International Journal of Digital Curation (Mar 2011)
Automation of Flexible Migration Workflows
Abstract
Many digital preservation scenarios are based on the migration strategy, which itself is heavily tool-dependent. For popular, well-defined and often open file formats – e.g., digital images, such as PNG, GIF, JPEG – a wide range of tools exist. Migration workflows become more difficult with proprietary formats, as used by the several text processing applications becoming available in the last two decades. If a certain file format can not be rendered with actual software, emulation of the original environment remains a valid option. For instance, with the original Lotus AmiPro or Word Perfect, it is not a problem to save an object of this type in ASCII text or Rich Text Format. In specific environments, it is even possible to send the file to a virtual printer, thereby producing a PDF as a migration output. Such manual migration tasks typically involve human interaction, which may be feasible for a small number of objects, but not for larger batches of files.We propose a novel approach using a software-operated VNC abstraction layer in order to replace humans with machine interaction. Emulators or virtualization tools equipped with a VNC interface are very well suited for this approach. But screen, keyboard and mouse interaction is just part of the setup. Furthermore, digital objects need to be transferred into the original environment in order to be extracted after processing.
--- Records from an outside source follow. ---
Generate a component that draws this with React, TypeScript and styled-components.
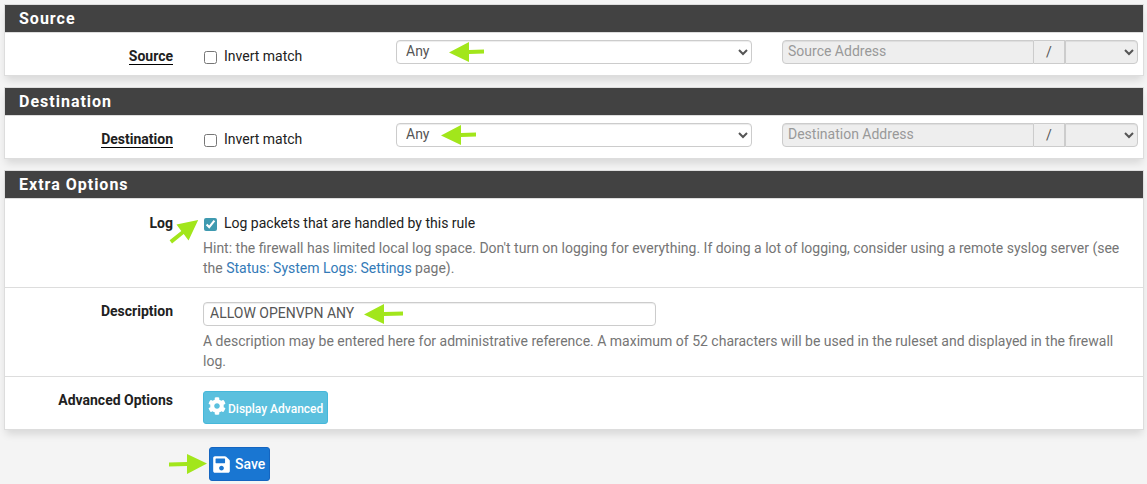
import React from 'react';
import styled, { createGlobalStyle } from 'styled-components';
import { FaCog, FaSave } from 'react-icons/fa';

const Global = createGlobalStyle`
  *, *::before, *::after { box-sizing: border-box; }
  body {
    margin: 0;
    background: #f4f4f4;
    color: #212121;
    font: 14px/20px Roboto, "Liberation Sans", sans-serif;
  }
  input, select, button { font-family: inherit; }
`;

const Page = styled.form`
  padding: 4px 3px 2px 4px;
`;

const Panel = styled.section`
  margin-bottom: 11px;
  border: 1px solid #ddd;
  background: #fff;
  box-shadow: 0 6px 8px -2px rgba(0, 0, 0, 0.12);
`;

const PanelTitle = styled.h2`
  margin: 0;
  padding: 0 14px;
  background: #424242;
  color: #fff;
  font-size: 16px;
  font-weight: 700;
  line-height: 27px;
  letter-spacing: 1px;
`;

const Row = styled.div<{ $bottom: number }>`
  display: grid;
  grid-template-columns: repeat(12, minmax(0, 1fr));
  column-gap: 30px;
  align-items: start;
  padding: 7px 5px ${(p) => p.$bottom}px;
  border-top: 1px solid #ddd;
`;

const Cell = styled.div<{ $span: number; $top?: number }>`
  grid-column: span ${(p) => p.$span};
  padding-top: ${(p) => p.$top ?? 0}px;
`;

const LabelCell = styled(Cell)`
  display: flex;
  justify-content: flex-end;
  font-weight: 700;
`;

const Term = styled.span<{ $required?: boolean }>`
  line-height: ${(p) => (p.$required ? 16 : 20)}px;
  border-bottom: ${(p) => (p.$required ? '1px solid #000' : '0')};
`;

const Check = styled.label`
  position: relative;
  display: flex;
  width: fit-content;
  align-items: center;
  gap: 7px;
  padding-left: 1px;
  input {
    width: 13px;
    height: 13px;
    margin: 2px 0 0;
    accent-color: #3f9ab0;
  }
`;

const Field = styled.div`
  position: relative;
  display: flex;
`;

const TextBox = styled.input`
  flex: 1;
  min-width: 0;
  height: 24px;
  padding: 0 6px 2px;
  border: 1px solid #ccc;
  border-radius: 4px;
  background: #fff;
  color: #555;
  font-size: 14px;
  box-shadow: inset 0 1px 1px rgba(0, 0, 0, 0.075);
  &:disabled { background: #eee; }
  &::placeholder { color: #999; }
`;

const Choice = styled.select`
  flex: 1;
  min-width: 0;
  height: 24px;
  padding: 0 0 2px 5px;
  border: 1px solid #ccc;
  border-radius: 4px;
  background: #fff;
  color: #555;
  font-size: 14px;
  box-shadow: inset 0 1px 1px rgba(0, 0, 0, 0.075);
  &:disabled { background: #eee; opacity: 1; }
`;

const AddressBox = styled(TextBox)`
  padding-left: 5px;
  border-radius: 4px 0 0 4px;
`;

const Slash = styled.span`
  width: 31px;
  border: 1px solid #ccc;
  border-left: 0;
  background: #eee;
  color: #555;
  line-height: 22px;
  text-align: center;
`;

const MaskChoice = styled(Choice)`
  flex: 0 0 73px;
  border-radius: 0 4px 4px 0;
`;

const Help = styled.p`
  margin: 5px 0 0;
  color: #757575;
`;

const Link = styled.a`
  color: #337ab7;
  text-decoration: none;
`;

const Button = styled.button`
  position: relative;
  display: flex;
  align-items: center;
  border: 1px solid;
  border-radius: 3px;
  color: #fff;
  font-weight: 500;
`;

const InfoButton = styled(Button)`
  height: 33px;
  gap: 2px;
  padding: 0 4px;
  border-color: #46b8da;
  background: #5bc0de;
  font-size: 12px;
  svg { margin-bottom: 3px; }
  span { padding-top: 2px; }
`;

const SaveButton = styled(Button)`
  height: 34px;
  gap: 4px;
  padding: 0 4px 0 2px;
  border-color: #1565c0;
  background: #1976d2;
  font-size: 14px;
`;

const Actions = styled.div`
  display: flex;
  padding: 6px 0 0 205px;
`;

const ArrowSvg = styled.svg<{ $left: number; $top: number }>`
  position: absolute;
  left: ${(p) => p.$left}px;
  top: ${(p) => p.$top}px;
  overflow: visible;
  pointer-events: none;
`;

type ArrowProps = { left: number; top: number; length?: number; angle?: number };

function Arrow({ left, top, length = 35, angle = 0 }: ArrowProps) {
  return (
    <ArrowSvg $left={left} $top={top} width={length} height="20" viewBox={`0 0 ${length} 20`} aria-hidden="true">
      <path
        d={`M0 10.500 20 0V8L${length} 7.500V11.500L20 12V20Z`}
        fill="#a2e61b"
        transform={`rotate(${angle} ${length / 2} 10)`}
      />
    </ArrowSvg>
  );
}

function EndpointPanel({ name, arrowLeft }: { name: string; arrowLeft: number }) {
  const id = name.toLowerCase();
  return (
    <Panel>
      <PanelTitle>{name}</PanelTitle>
      <Row $bottom={9}>
        <LabelCell $span={2} $top={8}>
          <Term $required>{name}</Term>
        </LabelCell>
        <Cell $span={2} $top={6}>
          <Check>
            <input type="checkbox" name={`${id}-invert`} />
            Invert match
          </Check>
        </Cell>
        <Cell $span={4}>
          <Field>
            <Choice aria-label={`${name} type`} defaultValue="any">
              <option value="any">Any</option>
            </Choice>
            <Arrow left={arrowLeft} top={2} />
          </Field>
        </Cell>
        <Cell $span={4}>
          <Field>
            <AddressBox disabled aria-label={`${name} Address`} placeholder={`${name} Address`} />
            <Slash>/</Slash>
            <MaskChoice disabled aria-label={`${name} mask`} />
          </Field>
        </Cell>
      </Row>
    </Panel>
  );
}

export default function App() {
  return (
    <>
      <Global />
      <Page onSubmit={(e) => e.preventDefault()}>
        <EndpointPanel name="Source" arrowLeft={53} />
        <EndpointPanel name="Destination" arrowLeft={45} />
        <Panel>
          <PanelTitle>Extra Options</PanelTitle>
          <Row $bottom={9}>
            <LabelCell $span={2} $top={7}>
              <Term>Log</Term>
            </LabelCell>
            <Cell $span={10} $top={7}>
              <Check>
                <input type="checkbox" name="log" defaultChecked />
                Log packets that are handled by this rule
                <Arrow left={-36} top={8} angle={143} />
              </Check>
              <Help>
                Hint: the firewall has limited local log space. Don't turn on logging for everything. If doing a
                lot of logging, consider using a remote syslog server (see the{' '}
                <Link href="#settings">Status: System Logs: Settings</Link> page).
              </Help>
            </Cell>
          </Row>
          <Row $bottom={5}>
            <LabelCell $span={2} $top={6}>
              <Term as="label" htmlFor="description">Description</Term>
            </LabelCell>
            <Cell $span={5} $top={7}>
              <Field>
                <TextBox id="description" defaultValue="ALLOW OPENVPN ANY" />
                <Arrow left={161} top={2} length={39} />
              </Field>
            </Cell>
            <Cell $span={5} />
            <Cell $span={2} />
            <Cell $span={10}>
              <Help>
                A description may be entered here for administrative reference. A maximum of 52 characters will be
                used in the ruleset and displayed in the firewall log.
              </Help>
            </Cell>
          </Row>
          <Row $bottom={5}>
            <LabelCell $span={2} $top={6}>
              <Term>Advanced Options</Term>
            </LabelCell>
            <Cell $span={10} $top={7}>
              <InfoButton type="button">
                <FaCog size={18} aria-hidden="true" />
                <span>Display Advanced</span>
              </InfoButton>
            </Cell>
          </Row>
        </Panel>
        <Actions>
          <SaveButton type="submit">
            <FaSave size={19} aria-hidden="true" />
            Save
            <Arrow left={-41} top={6} length={38} angle={180} />
          </SaveButton>
        </Actions>
      </Page>
    </>
  );
}
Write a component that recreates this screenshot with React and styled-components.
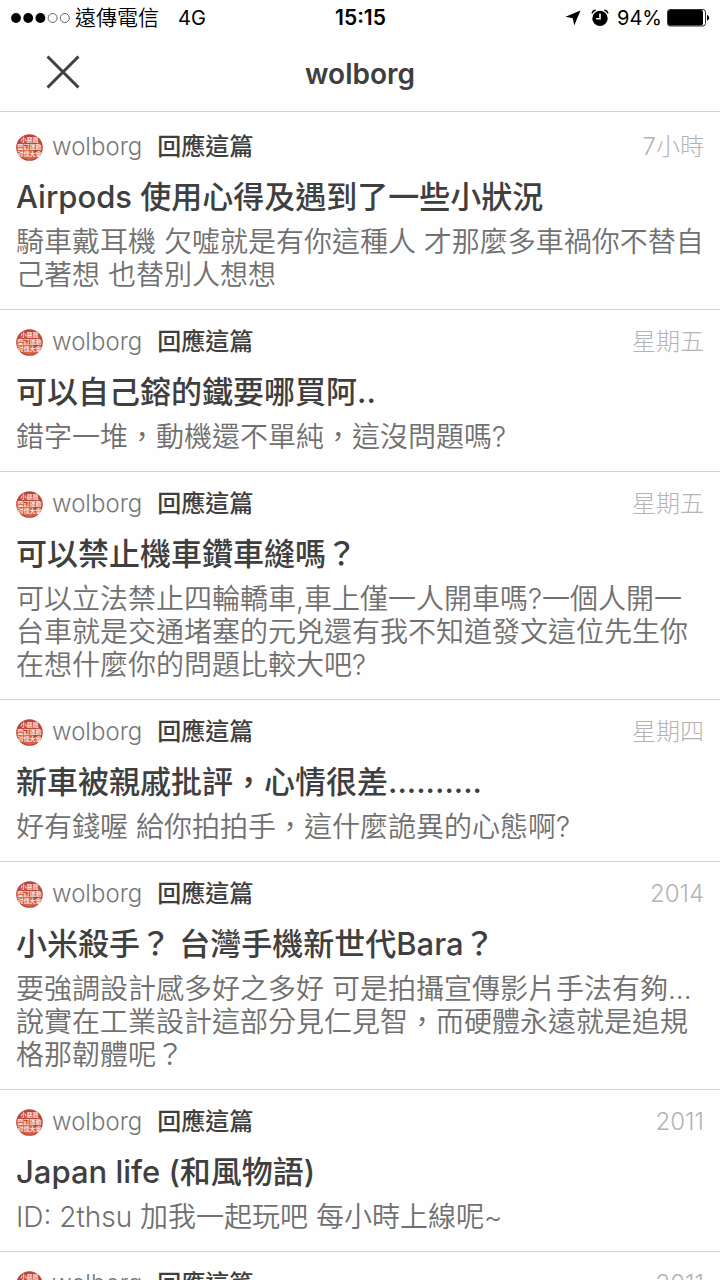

Nevertheless, the complexity of the new generation of migration services is quickly rising; a preservation workflow is now comprised not only of the migration tool itself, but of a complete software and virtual hardware stack with recorded workflows linked to every supported migration scenario. Thus the requirements of OAIS management must include proper software archiving, emulator selection, system image and recording handling. The concept of view-paths could help either to automatically determine the proper pre-configured virtual environment or to set up system images for certain migration workflows. View-paths may rise in demand, as the generation of PDF output files from Word Perfect input could be cached as pre-fabricated emulator system images. The current groundwork provides several possible optimizations, such as using the automation features of the original environments.